Source data:
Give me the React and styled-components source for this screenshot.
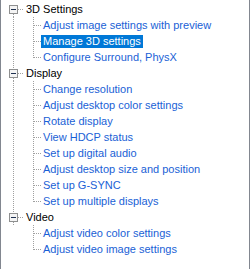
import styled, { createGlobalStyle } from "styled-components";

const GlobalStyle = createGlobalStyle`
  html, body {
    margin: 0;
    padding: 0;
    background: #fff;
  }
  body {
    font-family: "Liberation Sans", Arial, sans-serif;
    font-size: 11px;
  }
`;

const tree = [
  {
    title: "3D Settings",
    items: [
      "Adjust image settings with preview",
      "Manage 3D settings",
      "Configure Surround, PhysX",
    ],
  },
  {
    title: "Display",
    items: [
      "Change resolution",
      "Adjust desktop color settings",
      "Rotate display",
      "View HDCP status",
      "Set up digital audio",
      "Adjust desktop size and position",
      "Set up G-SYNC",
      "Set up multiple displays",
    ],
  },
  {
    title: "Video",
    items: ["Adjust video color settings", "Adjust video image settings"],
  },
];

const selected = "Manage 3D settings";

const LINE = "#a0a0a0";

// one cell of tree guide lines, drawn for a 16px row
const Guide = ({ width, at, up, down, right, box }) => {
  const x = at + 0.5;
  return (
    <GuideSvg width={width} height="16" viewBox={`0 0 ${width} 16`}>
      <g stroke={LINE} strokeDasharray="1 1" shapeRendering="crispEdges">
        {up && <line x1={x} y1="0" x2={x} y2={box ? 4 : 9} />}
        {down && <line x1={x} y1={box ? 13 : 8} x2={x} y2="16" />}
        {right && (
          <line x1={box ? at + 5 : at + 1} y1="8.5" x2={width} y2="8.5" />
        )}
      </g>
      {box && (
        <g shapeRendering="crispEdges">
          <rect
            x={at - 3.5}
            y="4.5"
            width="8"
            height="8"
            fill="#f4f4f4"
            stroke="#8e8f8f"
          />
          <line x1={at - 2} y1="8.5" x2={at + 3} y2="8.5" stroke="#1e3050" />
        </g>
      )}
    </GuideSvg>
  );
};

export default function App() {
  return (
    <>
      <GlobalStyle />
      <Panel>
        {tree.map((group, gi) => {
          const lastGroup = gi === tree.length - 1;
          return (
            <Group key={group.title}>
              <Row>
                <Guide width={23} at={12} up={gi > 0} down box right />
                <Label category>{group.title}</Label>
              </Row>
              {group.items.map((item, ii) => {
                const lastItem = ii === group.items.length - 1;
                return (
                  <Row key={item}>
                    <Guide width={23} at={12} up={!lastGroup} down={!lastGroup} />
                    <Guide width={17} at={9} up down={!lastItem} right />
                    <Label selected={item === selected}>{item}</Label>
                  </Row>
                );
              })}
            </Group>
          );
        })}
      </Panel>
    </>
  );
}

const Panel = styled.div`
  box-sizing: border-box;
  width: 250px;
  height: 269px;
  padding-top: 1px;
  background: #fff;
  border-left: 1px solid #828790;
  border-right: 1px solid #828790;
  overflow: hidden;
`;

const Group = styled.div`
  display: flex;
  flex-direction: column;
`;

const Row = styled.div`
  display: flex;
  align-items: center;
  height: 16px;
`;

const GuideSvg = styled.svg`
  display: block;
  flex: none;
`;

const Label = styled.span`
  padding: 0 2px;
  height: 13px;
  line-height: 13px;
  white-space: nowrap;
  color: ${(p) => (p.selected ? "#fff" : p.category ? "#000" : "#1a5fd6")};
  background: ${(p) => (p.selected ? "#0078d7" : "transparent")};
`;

What you should do: Count how many lines in the data above hold the string "styled", and give the number with no other words.

Task output: 7